TASK GOAL> Using the listing below, select the lines with the word "components" and copy them.

SUPPLIED MATERIAL>
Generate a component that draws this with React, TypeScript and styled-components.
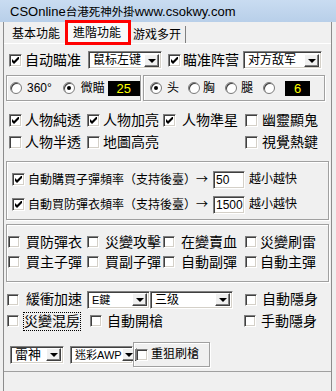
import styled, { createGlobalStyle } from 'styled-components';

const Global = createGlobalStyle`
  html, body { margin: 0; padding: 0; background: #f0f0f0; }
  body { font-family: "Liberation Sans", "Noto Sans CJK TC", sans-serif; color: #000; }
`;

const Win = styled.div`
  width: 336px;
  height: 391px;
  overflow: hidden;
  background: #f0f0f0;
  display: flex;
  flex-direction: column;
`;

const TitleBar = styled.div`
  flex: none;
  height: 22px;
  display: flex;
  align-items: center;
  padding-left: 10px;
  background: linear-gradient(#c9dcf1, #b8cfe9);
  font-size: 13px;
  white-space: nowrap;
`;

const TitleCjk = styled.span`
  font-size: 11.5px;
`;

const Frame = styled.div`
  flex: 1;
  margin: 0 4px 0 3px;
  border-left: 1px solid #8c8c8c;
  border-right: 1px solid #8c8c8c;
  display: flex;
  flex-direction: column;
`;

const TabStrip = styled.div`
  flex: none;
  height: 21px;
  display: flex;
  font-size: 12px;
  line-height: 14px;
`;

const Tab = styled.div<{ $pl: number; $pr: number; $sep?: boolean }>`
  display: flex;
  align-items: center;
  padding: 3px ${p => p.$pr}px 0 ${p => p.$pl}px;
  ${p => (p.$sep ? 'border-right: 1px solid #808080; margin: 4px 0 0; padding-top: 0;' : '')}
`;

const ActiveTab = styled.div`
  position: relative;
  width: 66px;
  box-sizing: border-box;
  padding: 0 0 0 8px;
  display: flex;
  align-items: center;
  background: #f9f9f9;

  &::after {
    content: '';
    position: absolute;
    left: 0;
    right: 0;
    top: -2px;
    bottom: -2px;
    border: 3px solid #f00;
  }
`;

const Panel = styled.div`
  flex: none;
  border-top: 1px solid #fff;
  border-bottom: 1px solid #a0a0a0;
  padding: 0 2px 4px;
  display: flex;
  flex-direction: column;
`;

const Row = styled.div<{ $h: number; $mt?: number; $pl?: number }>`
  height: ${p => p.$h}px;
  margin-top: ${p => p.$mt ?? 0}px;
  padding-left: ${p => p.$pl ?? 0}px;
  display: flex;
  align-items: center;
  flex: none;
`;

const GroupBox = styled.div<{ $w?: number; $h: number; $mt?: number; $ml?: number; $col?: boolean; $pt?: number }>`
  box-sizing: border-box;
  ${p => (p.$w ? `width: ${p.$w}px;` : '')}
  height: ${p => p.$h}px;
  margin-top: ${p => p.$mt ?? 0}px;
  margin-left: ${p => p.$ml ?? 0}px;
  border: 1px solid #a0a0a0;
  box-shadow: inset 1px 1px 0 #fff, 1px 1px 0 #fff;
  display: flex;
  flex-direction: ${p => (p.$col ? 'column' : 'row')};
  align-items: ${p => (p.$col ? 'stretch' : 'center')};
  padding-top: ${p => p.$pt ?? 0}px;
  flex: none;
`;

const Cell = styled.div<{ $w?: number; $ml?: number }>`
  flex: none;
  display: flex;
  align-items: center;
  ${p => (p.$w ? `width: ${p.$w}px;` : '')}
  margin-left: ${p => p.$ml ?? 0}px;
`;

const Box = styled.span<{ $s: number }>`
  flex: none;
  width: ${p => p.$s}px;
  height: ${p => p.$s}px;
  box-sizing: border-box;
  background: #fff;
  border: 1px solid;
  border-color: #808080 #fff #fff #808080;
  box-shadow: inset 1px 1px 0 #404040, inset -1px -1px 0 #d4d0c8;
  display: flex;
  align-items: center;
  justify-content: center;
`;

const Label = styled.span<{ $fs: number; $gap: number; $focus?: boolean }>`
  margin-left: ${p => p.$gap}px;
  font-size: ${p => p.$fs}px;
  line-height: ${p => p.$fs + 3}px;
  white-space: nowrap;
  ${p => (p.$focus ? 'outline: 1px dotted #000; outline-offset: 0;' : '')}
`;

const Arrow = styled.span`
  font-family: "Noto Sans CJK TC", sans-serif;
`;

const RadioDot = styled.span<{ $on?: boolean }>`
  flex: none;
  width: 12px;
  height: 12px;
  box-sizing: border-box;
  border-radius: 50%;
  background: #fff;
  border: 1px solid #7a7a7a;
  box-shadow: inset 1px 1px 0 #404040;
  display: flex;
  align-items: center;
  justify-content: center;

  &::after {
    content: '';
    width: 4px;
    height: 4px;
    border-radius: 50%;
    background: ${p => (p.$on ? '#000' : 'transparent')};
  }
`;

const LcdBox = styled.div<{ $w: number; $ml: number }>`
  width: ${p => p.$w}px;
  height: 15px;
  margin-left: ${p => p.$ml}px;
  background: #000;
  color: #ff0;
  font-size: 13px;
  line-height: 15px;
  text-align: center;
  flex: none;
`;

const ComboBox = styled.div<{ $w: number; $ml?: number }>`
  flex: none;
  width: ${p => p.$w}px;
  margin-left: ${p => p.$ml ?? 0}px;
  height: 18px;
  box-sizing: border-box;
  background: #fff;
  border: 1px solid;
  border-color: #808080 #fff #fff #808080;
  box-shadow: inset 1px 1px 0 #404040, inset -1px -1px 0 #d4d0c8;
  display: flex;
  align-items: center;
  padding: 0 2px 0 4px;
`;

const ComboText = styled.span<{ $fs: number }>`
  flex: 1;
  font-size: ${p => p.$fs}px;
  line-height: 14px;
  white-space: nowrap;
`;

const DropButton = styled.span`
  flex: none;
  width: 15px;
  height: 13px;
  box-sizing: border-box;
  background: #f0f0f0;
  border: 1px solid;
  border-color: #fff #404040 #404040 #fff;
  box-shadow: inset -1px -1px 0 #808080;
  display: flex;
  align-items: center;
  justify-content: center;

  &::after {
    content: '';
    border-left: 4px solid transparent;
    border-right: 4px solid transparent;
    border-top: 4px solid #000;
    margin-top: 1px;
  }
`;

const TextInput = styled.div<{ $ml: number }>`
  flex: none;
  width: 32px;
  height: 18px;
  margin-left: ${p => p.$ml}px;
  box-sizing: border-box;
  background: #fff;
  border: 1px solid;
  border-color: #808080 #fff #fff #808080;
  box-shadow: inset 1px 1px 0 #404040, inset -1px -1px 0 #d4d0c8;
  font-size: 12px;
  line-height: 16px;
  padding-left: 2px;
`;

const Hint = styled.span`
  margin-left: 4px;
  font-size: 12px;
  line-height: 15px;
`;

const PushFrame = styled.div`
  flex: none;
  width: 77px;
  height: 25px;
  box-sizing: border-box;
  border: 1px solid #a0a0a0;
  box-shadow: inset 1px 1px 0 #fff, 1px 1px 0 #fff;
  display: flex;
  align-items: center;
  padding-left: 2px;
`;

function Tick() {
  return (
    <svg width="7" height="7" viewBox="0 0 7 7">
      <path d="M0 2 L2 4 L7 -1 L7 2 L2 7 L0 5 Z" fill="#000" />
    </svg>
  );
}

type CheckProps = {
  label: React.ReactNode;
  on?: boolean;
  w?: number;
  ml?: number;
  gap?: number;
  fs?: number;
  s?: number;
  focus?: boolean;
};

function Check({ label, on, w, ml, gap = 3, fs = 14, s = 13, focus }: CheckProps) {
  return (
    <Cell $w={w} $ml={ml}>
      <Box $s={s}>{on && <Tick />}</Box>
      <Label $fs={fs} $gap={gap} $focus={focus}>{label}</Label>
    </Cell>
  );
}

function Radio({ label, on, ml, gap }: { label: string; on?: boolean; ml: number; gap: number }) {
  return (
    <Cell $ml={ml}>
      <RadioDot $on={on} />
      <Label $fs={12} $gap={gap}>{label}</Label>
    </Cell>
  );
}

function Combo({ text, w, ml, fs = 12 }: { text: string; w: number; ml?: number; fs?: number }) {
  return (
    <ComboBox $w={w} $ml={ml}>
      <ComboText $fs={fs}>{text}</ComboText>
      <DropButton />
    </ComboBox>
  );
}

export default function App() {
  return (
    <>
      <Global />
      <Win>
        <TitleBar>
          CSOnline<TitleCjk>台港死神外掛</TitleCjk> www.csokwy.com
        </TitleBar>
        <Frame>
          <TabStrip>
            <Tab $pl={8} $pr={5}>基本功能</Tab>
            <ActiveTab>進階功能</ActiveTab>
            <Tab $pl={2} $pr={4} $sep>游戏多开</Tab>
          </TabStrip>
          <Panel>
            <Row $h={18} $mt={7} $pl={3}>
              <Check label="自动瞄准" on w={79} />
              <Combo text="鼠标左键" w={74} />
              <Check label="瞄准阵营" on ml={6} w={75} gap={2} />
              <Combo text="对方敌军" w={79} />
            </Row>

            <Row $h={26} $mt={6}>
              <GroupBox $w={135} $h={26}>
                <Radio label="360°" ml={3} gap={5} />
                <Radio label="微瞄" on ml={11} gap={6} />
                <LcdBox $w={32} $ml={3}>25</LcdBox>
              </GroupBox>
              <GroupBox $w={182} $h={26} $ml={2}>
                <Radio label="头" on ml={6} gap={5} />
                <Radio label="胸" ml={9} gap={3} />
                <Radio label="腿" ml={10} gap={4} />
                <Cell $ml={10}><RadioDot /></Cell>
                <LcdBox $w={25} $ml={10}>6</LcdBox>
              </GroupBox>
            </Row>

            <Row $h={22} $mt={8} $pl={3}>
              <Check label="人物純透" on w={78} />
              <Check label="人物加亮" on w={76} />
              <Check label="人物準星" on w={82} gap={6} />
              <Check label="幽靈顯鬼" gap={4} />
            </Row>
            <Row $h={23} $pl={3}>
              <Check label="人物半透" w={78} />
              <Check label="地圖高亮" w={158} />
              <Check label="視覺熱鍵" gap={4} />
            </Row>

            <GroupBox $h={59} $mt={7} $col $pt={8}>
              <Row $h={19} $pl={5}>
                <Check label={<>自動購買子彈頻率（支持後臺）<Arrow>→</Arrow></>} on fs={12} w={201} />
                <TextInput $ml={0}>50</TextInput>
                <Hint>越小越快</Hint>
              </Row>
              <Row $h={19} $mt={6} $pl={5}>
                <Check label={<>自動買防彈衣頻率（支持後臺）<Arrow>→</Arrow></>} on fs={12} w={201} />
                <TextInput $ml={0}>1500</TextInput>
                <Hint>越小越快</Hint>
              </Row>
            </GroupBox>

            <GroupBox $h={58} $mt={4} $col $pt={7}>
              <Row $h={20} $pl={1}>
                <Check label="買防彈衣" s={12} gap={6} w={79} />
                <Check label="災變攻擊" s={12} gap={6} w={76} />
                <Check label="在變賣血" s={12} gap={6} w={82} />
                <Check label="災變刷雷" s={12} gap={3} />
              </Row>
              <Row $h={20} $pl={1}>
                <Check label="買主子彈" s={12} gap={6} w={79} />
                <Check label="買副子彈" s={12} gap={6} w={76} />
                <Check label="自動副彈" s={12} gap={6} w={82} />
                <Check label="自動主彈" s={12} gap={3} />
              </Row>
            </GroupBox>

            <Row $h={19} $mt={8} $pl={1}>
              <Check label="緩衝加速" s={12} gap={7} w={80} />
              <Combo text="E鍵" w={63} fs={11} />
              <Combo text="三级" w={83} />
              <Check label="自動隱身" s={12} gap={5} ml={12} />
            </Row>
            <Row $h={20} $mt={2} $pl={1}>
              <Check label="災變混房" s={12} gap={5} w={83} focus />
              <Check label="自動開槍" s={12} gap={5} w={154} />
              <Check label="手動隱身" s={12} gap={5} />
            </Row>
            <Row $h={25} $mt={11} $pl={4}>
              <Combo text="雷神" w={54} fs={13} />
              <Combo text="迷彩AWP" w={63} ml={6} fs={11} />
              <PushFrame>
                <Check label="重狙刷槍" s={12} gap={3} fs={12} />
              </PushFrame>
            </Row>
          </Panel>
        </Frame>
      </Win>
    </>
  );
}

OUTPUT OF THE TASK>
Generate a component that draws this with React, TypeScript and styled-components.
import styled, { createGlobalStyle } from 'styled-components';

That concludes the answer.